In contrast, when access to the taste stimulus was restricted, the change in temporal context between pre-exposure and conditioning did not disrupt latent inhibition from occurring. This is shown in the next figure below.
Rather, under these restricted conditions, both pre-exposure groups showed the effect of latent inhibition (red circle in the figure below) whereas both non-pre-exposure groups developed the conditioned taste aversion (blue circles).
The implications of these results are that contextual change between experiencing a novel stimulus in the absence of an unconditioned stimulus, and then in its presence, may be enough of a detectable difference when the novel stimulus is freely accessible that rats experience latent inhibition that overrides a conditioned taste aversion.

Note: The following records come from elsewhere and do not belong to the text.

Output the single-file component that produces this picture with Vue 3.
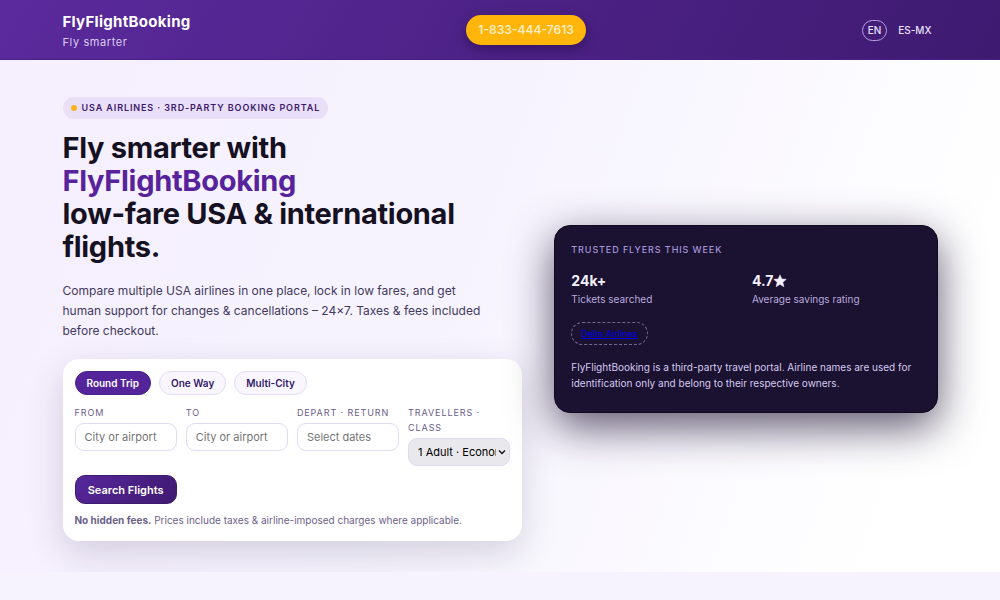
<template>
  <div class="page">
    <header class="site-header">
      <div class="wrap header-row">
        <div class="brand">
          <strong class="brand-name">FlyFlightBooking</strong>
          <span class="brand-tag">Fly smarter</span>
        </div>
        <a class="phone" href="tel:18334447613">1-833-444-7613</a>
        <nav class="langs">
          <a
            v-for="lang in langs"
            :key="lang"
            href="#"
            class="lang"
            :class="{ active: lang === activeLang }"
            @click.prevent="activeLang = lang"
          >{{ lang }}</a>
        </nav>
      </div>
    </header>

    <main class="hero">
      <div class="wrap hero-grid">
        <section>
          <div class="badge"><span class="dot"></span>USA Airlines · 3rd-Party Booking Portal</div>
          <h1>Fly smarter with <span class="accent">FlyFlightBooking</span><br />low-fare USA &amp; international flights.</h1>
          <p class="lead">
            Compare multiple USA airlines in one place, lock in low fares, and get human support for
            changes &amp; cancellations – 24×7. Taxes &amp; fees included before checkout.
          </p>

          <form class="search-card" @submit.prevent>
            <div class="tabs">
              <button
                v-for="trip in trips"
                :key="trip"
                type="button"
                class="tab"
                :class="{ active: trip === activeTrip }"
                @click="activeTrip = trip"
              >{{ trip }}</button>
            </div>
            <div class="fields">
              <div v-for="field in fields" :key="field.id" class="field">
                <label :for="field.id">{{ field.label }}</label>
                <input :id="field.id" type="text" :placeholder="field.placeholder" />
              </div>
              <div class="field">
                <label for="travellers">Travellers · Class</label>
                <div class="select-box">
                  <select id="travellers">
                    <option>1 Adult · Economy</option>
                    <option>2 Adults · Economy</option>
                    <option>1 Adult · Business</option>
                  </select>
                  <svg class="chevron" viewBox="0 0 8 8" aria-hidden="true">
                    <path d="M1 2.5l3 3 3-3" />
                  </svg>
                </div>
              </div>
              <button type="submit" class="submit">Search Flights</button>
            </div>
            <p class="note"><strong>No hidden fees.</strong> Prices include taxes &amp; airline-imposed charges where applicable.</p>
          </form>
        </section>

        <aside class="trust-card">
          <h2>Trusted flyers this week</h2>
          <div class="stats">
            <div>
              <div class="stat-value">24k+</div>
              <div class="stat-label">Tickets searched</div>
            </div>
            <div>
              <div class="stat-value">
                4.7<svg class="star" viewBox="0 0 24 24" aria-hidden="true">
                  <path d="M12 1.5l3 7 7.6.7-5.8 5 1.8 7.5L12 17.7l-6.6 4 1.8-7.5-5.8-5 7.6-.7z" />
                </svg>
              </div>
              <div class="stat-label">Average savings rating</div>
            </div>
          </div>
          <div class="airline"><a href="#">Delta Airlines</a></div>
          <p class="disclaimer">
            FlyFlightBooking is a third-party travel portal. Airline names are used for identification
            only and belong to their respective owners.
          </p>
        </aside>
      </div>
    </main>
  </div>
</template>

<script setup>
import { ref } from 'vue'

const langs = ['EN', 'ES-MX']
const activeLang = ref('EN')

const trips = ['Round Trip', 'One Way', 'Multi-City']
const activeTrip = ref('Round Trip')

const fields = [
  { id: 'from', label: 'From', placeholder: 'City or airport' },
  { id: 'to', label: 'To', placeholder: 'City or airport' },
  { id: 'dates', label: 'Depart · Return', placeholder: 'Select dates' },
]
</script>

<style>
body {
  background: #f6f3fe;
}
</style>

<style scoped>
.page,
.page * {
  box-sizing: border-box;
}

.page {
  font-family: Inter, 'Liberation Sans', sans-serif;
  color: #1b1230;
}

.wrap {
  max-width: 907px;
  margin: 0 auto;
  padding: 0 16px;
}

.site-header {
  background: linear-gradient(120deg, #5b2a9d, #3e1a70);
  border-bottom: 1px solid #452080;
}

.header-row {
  display: flex;
  align-items: center;
  justify-content: space-between;
  padding-top: 9px;
  padding-bottom: 8px;
}

.brand {
  display: flex;
  flex-direction: column;
  padding-top: 2px;
}

.brand-name {
  font-size: 15px;
  line-height: 22px;
  font-weight: 700;
  letter-spacing: 0.3px;
  color: #fff;
}

.brand-tag {
  font-size: 11px;
  line-height: 18px;
  letter-spacing: 0.6px;
  color: #d9ccf3;
}

.phone {
  padding: 6px 12px;
  border-radius: 999px;
  background: #ffb509;
  color: #fdebc0;
  font-size: 12px;
  line-height: 18px;
  font-weight: 600;
  text-decoration: none;
  box-shadow: 0 4px 12px rgba(20, 5, 50, 0.4);
}

.langs {
  display: flex;
  gap: 5px;
}

.lang {
  padding: 3px 5px;
  border: 1px solid transparent;
  border-radius: 999px;
  color: #e9e1fa;
  font-size: 10px;
  line-height: 13px;
  font-weight: 500;
  text-decoration: none;
}

.lang.active {
  border-color: #b7a1e4;
}

.hero {
  padding: 37px 0 31px;
  background: linear-gradient(110deg, #f6effe 0%, #f6f3fe 45%, #fff 90%);
}

.hero-grid {
  display: grid;
  grid-template-columns: 1.2fr 1fr;
  gap: 32px;
  align-items: center;
}

.badge {
  display: flex;
  align-items: center;
  gap: 5px;
  width: fit-content;
  padding: 4px 8px;
  border-radius: 999px;
  background: #e9e0f7;
  color: #3b1a6e;
  font-size: 9px;
  line-height: 14px;
  font-weight: 600;
  letter-spacing: 0.9px;
  text-transform: uppercase;
}

.dot {
  width: 6px;
  height: 6px;
  border-radius: 50%;
  background: #fbb320;
}

h1 {
  margin: 12px 0 18px;
  font-size: 29px;
  line-height: 33px;
  font-weight: 700;
  letter-spacing: -0.3px;
  color: #151022;
}

.accent {
  color: #56239c;
}

.lead {
  margin: 0 0 18px;
  max-width: 420px;
  font-size: 12px;
  line-height: 20px;
  color: #43395c;
}

.search-card {
  padding: 12px 12px 13px;
  border-radius: 16px;
  background: #fff;
  box-shadow: 0 12px 36px rgba(27, 18, 48, 0.16);
}

.tabs {
  display: flex;
  gap: 8px;
  margin-bottom: 10px;
}

.tab {
  padding: 4px 11px;
  border: 1px solid #e3dcf5;
  border-radius: 999px;
  background: #f9f6ff;
  color: #35186a;
  font-family: inherit;
  font-size: 10px;
  line-height: 14px;
  font-weight: 600;
  cursor: pointer;
}

.tab.active {
  border-color: #4a208a;
  background: #54249a;
  color: #fff;
}

.fields {
  display: grid;
  grid-template-columns: repeat(4, 1fr);
  gap: 9px;
  align-items: start;
}

.field {
  display: flex;
  flex-direction: column;
  gap: 3px;
  min-width: 0;
}

.field label {
  font-size: 9px;
  line-height: 15px;
  letter-spacing: 0.9px;
  text-transform: uppercase;
  color: #6a5d8c;
}

.field input,
.field select {
  display: block;
  width: 100%;
  height: 28px;
  padding: 0 9px;
  border: 1px solid #e0daf2;
  border-radius: 9px;
  background: #fff;
  font-family: inherit;
  font-size: 11px;
}

.select-box {
  position: relative;
}

.field select {
  appearance: none;
  padding-right: 13px;
  background: #e9e9ed;
  color: #000;
}

.chevron {
  position: absolute;
  top: 10px;
  right: 4px;
  width: 8px;
  height: 8px;
  fill: none;
  stroke: #111;
  stroke-width: 1.3;
  pointer-events: none;
}

.field input::placeholder {
  color: #757575;
}

.submit {
  height: 29px;
  padding: 0;
  border: 1px solid #3b1a70;
  border-radius: 10px;
  background: linear-gradient(135deg, #57279b, #3e1a70);
  color: #fff;
  font-family: inherit;
  font-size: 11px;
  font-weight: 600;
  cursor: pointer;
}

.note {
  margin: 9px 0 0;
  font-size: 10px;
  line-height: 15px;
  color: #6d6289;
}

.trust-card {
  padding: 16px;
  border-radius: 16px;
  border: 1px solid #0f0a20;
  background: #1b1130;
  color: #d6caf0;
  box-shadow: 0 14px 44px rgba(27, 17, 48, 0.7);
}

.trust-card h2 {
  margin: 0 0 14px;
  font-size: 9px;
  line-height: 15px;
  font-weight: 500;
  letter-spacing: 0.9px;
  text-transform: uppercase;
  color: #a594dc;
}

.stats {
  display: grid;
  grid-template-columns: 1fr 1fr;
  gap: 12px;
  margin-bottom: 15px;
}

.stat-value {
  font-size: 14px;
  line-height: 20px;
  font-weight: 700;
  color: #f4effe;
}

.star {
  width: 14px;
  height: 14px;
  vertical-align: -2px;
  fill: #f4effe;
  stroke: #f4effe;
  stroke-width: 1;
  stroke-linejoin: round;
}

.stat-label {
  font-size: 10px;
  line-height: 16px;
  color: #b9abdf;
}

.airline {
  width: fit-content;
  padding: 3px 9px;
  border: 1px dashed #75678f;
  border-radius: 999px;
  font-size: 9px;
  line-height: 15px;
}

.airline a {
  color: #0000ee;
}

.disclaimer {
  margin: 14px 0 5px;
  font-size: 10px;
  line-height: 16px;
}
</style>
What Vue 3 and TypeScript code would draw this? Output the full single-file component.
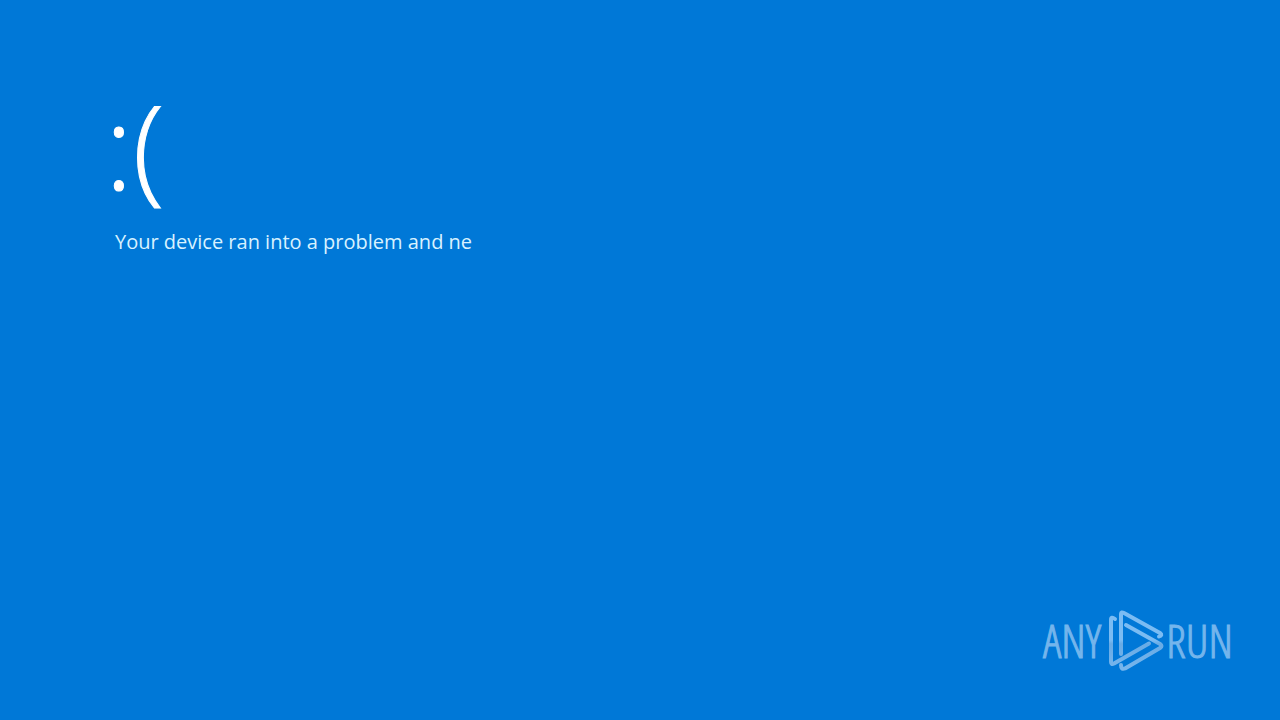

However, as the author noted, this release from taste aversion requires a long exposure period and appears to only be experienced under unlimited access conditions. Manipulating temporal contexts and availability of stimulus access may help researchers to better understand the specific mechanisms that underlie the development of conditioned taste aversions and the factors that facilitate latent inhibition.
To drink or not to drink, or maybe it should be, when to drink?
So what does this all mean for people who like to drink soda outside? When sodas are limited access (i.e., one only drinks them at parties), it won’t matter if you saw or heard bees in the morning or afternoon and then experienced a bee sting in the afternoon or the morning, you will still experience latent inhibition and continue to drink soda at parties! However, if you drink soda all the time, then be sure to drink your soda at different times of day from when you get stung, otherwise drinking soda may become aversive! Then again . . . that might not be such a bad idea health-wise . . . but that is for a another time!
Article focused on in this post:
Molero-Chamizo, A. (2016). Circadian-temporal context and latent inhibition of conditioned taste aversion: Effect of restriction in the intake of the conditioned taste stimulus. Learning & Behavior, 1-7. DOI: 10.3758/s13420-016-0251-0.